Für Friedrich ist eine gänzliche [3][Treue der Natur gegenüber] als Gottes
Schöpfung verpflichtend. Seine über tausend Zeichnungen sind beinahe
ausschließlich Naturstudien. Diese Studien verwendet Friedrich ein
Lebelang. Er inseriert sie in seine Bilder unter allen Bedingungen ihrer
Aufnahme vor der Natur. Das heißt, die Naturverpflichtung ist absolut,
allerdings nur bezogen auf Einzelgegenstände, sie werden im Bild sinnvoll
nach Vorstellung des Künstlers zusammengefügt, so dass das Gesamtbild
durchaus nicht einem unmittelbaren Naturvorbild entstammen muss. So sind
die Bilder nicht selten additiv aus Naturdetails zusammengesetzt, erst die
Bildordnung gibt ihnen ihren Platz. Was könnte der tiefere Sinn dieses
Verfahrens sein?
Eine abstrakte vorgängige Ordnung kann auf Gottes Ordnung verweisen.

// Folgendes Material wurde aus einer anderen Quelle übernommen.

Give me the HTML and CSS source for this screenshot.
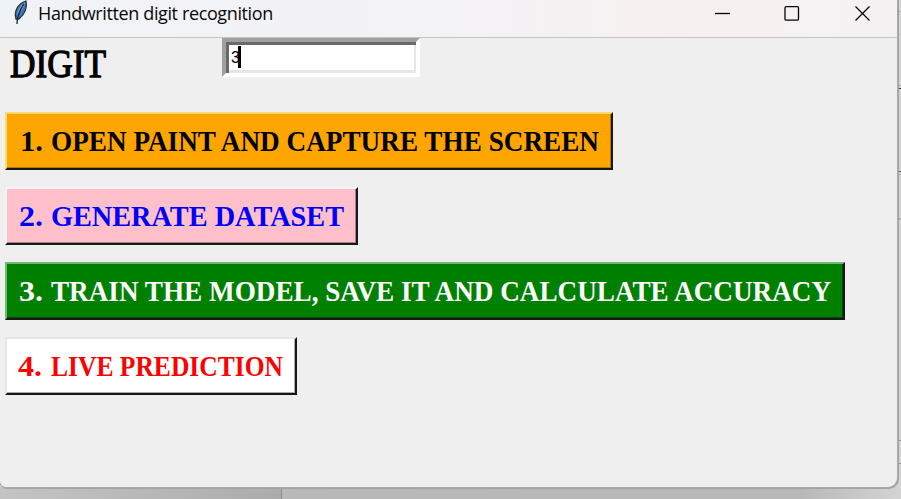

Friedrich verwendet dafür auch geometrische Figuren und
Verhältnismäßigkeiten: Parabel und Hyperbel, vor allem aber den Goldenen
Schnitt, seit dem 16. Jahrhundert als „divina proportione“, göttliche
Verhältnismäßigkeit, verstanden. Schon im Mittelalter wird Gott als
Geometer, als Weltenbaumeister mit dem Zirkel in der Hand dargestellt, der
alles, wie die Bibel sagt, nach Maß und Zahl eingerichtet hat.

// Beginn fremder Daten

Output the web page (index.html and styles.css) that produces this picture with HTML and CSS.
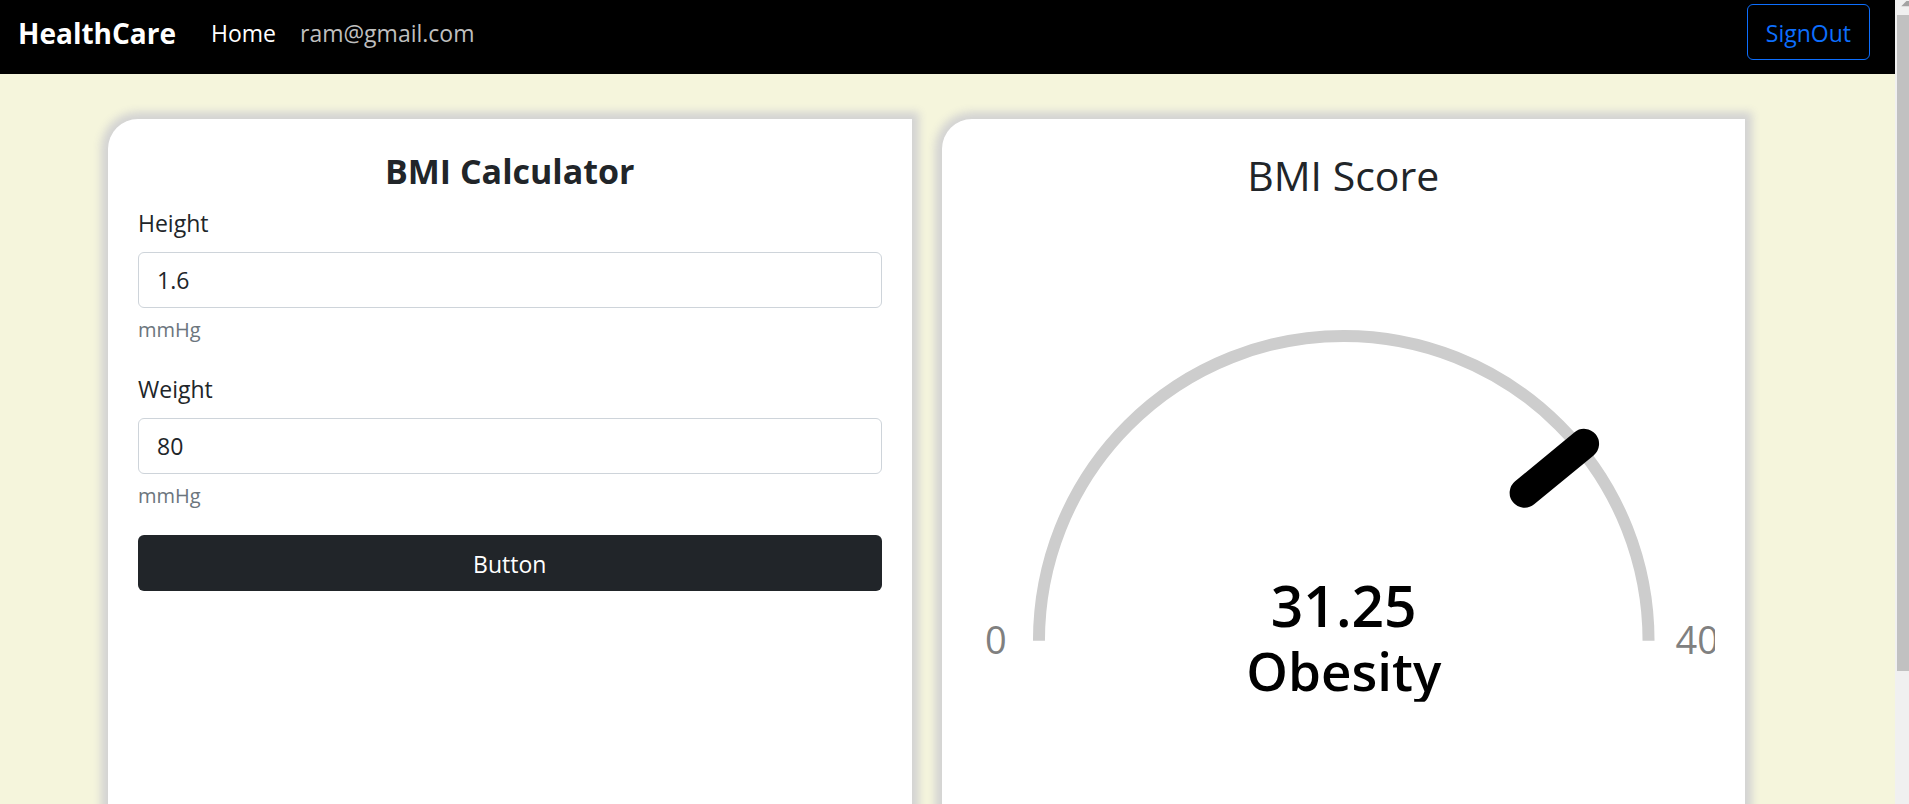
FILE: index.html
```html
<!DOCTYPE html>
<html lang="en">
<head>
<meta charset="utf-8">
<title>HealthCare</title>
<link rel="stylesheet" href="styles.css">
</head>
<body>
<div class="page">
  <header class="navbar">
    <a class="brand" href="#">HealthCare</a>
    <nav class="nav-links">
      <a class="nav-link active" href="#">Home</a>
      <a class="nav-link" href="#">ram@gmail.com</a>
    </nav>
    <button class="btn btn-outline" type="button">SignOut</button>
  </header>
  <main class="cards">
    <section class="card">
      <h2 class="form-title">BMI Calculator</h2>
      <form>
        <div class="field">
          <label for="height">Height</label>
          <input id="height" type="text" value="1.6" aria-describedby="height-unit">
          <div class="hint" id="height-unit">mmHg</div>
        </div>
        <div class="field">
          <label for="weight">Weight</label>
          <input id="weight" type="text" value="80" aria-describedby="weight-unit">
          <div class="hint" id="weight-unit">mmHg</div>
        </div>
        <button class="btn btn-dark" type="button">Button</button>
      </form>
    </section>
    <section class="card">
      <h2 class="score-title">BMI Score</h2>
      <svg class="gauge" viewBox="0 0 744 584" role="img" aria-label="BMI gauge, 31.25, Obesity">
        <path class="dial" d="M67 431 A305 305 0 0 1 677 431"/>
        <path class="needle" d="M553 283 L612.500 234"/>
        <text class="limit" x="24" y="444" text-anchor="middle">0</text>
        <text class="limit" x="704" y="444">40</text>
        <text class="value" x="372" y="417" text-anchor="middle">31.25</text>
        <svg x="0" y="420" width="744" height="72">
          <text class="value category" x="372" y="61" text-anchor="middle">Obesity</text>
        </svg>
      </svg>
    </section>
  </main>
</div>
<div class="scrollbar" aria-hidden="true">
  <svg class="scroll-arrow" viewBox="0 0 14 15"><path d="M5 6 L11 0 H14 V6 Z"/></svg>
  <div class="scroll-thumb"></div>
</div>
</body>
</html>
```
FILE: styles.css
```css
* { box-sizing: border-box; }

body {
  margin: 0;
  display: flex;
  height: 100vh;
  overflow: hidden;
  background: beige;
  color: #212529;
  font-family: "Open Sans", "Noto Sans", sans-serif;
  font-size: 23px;
  line-height: 36px;
}

.page {
  flex: 1;
  min-width: 0;
  display: flex;
  flex-direction: column;
}

.navbar {
  display: flex;
  align-items: center;
  padding: 4px 25px 14px 18px;
  background: #000;
}

.brand {
  margin-right: 35px;
  color: #fff;
  font-size: 28px;
  font-weight: 700;
  text-decoration: none;
}

.nav-links {
  display: flex;
  gap: 24px;
  margin-right: auto;
}

.nav-link {
  color: #bfbfbf;
  text-decoration: none;
}

.brand,
.nav-link {
  padding-top: 2px;
}

.nav-link.active { color: #fff; }

.btn {
  padding: 10px 18px 8px;
  border: 1px solid transparent;
  border-radius: 6px;
  font: inherit;
}

.btn-outline {
  border-color: #0d6efd;
  background: transparent;
  color: #0d6efd;
}

.btn-dark {
  display: block;
  width: 100%;
  background: #212529;
  color: #fff;
}

.cards {
  flex: 1;
  display: grid;
  grid-template-columns: 1fr 1fr;
  gap: 30px;
  padding: 45px 150px 0 108px;
}

.card {
  min-width: 0;
  padding: 30px;
  border-radius: 30px 0 0 0;
  background: #fff;
  box-shadow: 0 0 8px 7px lightgray;
}

.form-title,
.score-title {
  margin: 0;
  text-align: center;
}

.form-title {
  padding: 1px 0 11px;
  font-size: 34px;
  font-weight: 700;
  line-height: 43px;
}

.score-title {
  padding: 1px 0 10px;
  font-size: 41px;
  font-weight: 500;
  line-height: 50px;
}

.field { margin-bottom: 23px; }

.field label {
  display: block;
  padding-top: 1px;
  margin-bottom: 11px;
}

.field + .field { margin-top: 24px; }

.field input {
  display: block;
  width: 100%;
  height: 56px;
  padding: 9px 18px;
  border: 1px solid #ced4da;
  border-radius: 6px;
  background: #fff;
  color: #212529;
  font: inherit;
}

.hint {
  margin-top: 6px;
  color: #6c757d;
  font-size: 20px;
  line-height: 32px;
}

.gauge {
  display: block;
  width: 100%;
}

.dial {
  fill: none;
  stroke: #cdcdcd;
  stroke-width: 12;
}

.needle {
  stroke: #000;
  stroke-width: 30;
  stroke-linecap: round;
}

.limit {
  fill: #808080;
  font-size: 38px;
}

.value {
  fill: #000;
  font-size: 57px;
  font-weight: 600;
}

.category { font-size: 53px; }

.scrollbar {
  width: 14px;
  padding-left: 2px;
  background: #f0f0f0;
}

.scroll-arrow {
  display: block;
  width: 100%;
  height: 15px;
  fill: #a3a3a3;
}

.scroll-thumb {
  height: 656px;
  max-height: 82%;
  background: #c1c1c1;
}
```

So kann man verkürzt festhalten, die in Friedrichs Bildern zugrunde
gelegte, spürbare Ordnung bindet uns einerseits ans Bild, lässt uns in es
eintauchen und führt uns andererseits dazu, eine Ahnung von Gottes
Naturordnung zu bekommen – eine bloße Naturwiedergabe könnte dies nicht
leisten. Friedrichs Verfahren ist eine Form der Transzendierung, was nichts
anderes meint als einen für ihn anders nicht zu habenden Verweis auf
Höheres.
## Mehr als ein Event
Wir müssen das nicht wirklich realisieren, aber vielleicht kann schon die
Ahnung verständlich machen, dass diese Bilder etwas Ungewöhnliches sind.
Dabei ist es ganz gleichgültig, ob ein Teil des Publikums diese
Ausstellungsflut als ein bloßes Event begreift, von dem man meint, Teil
gewesen sein zu müssen, um mitreden zu können. Schadet ja nichts.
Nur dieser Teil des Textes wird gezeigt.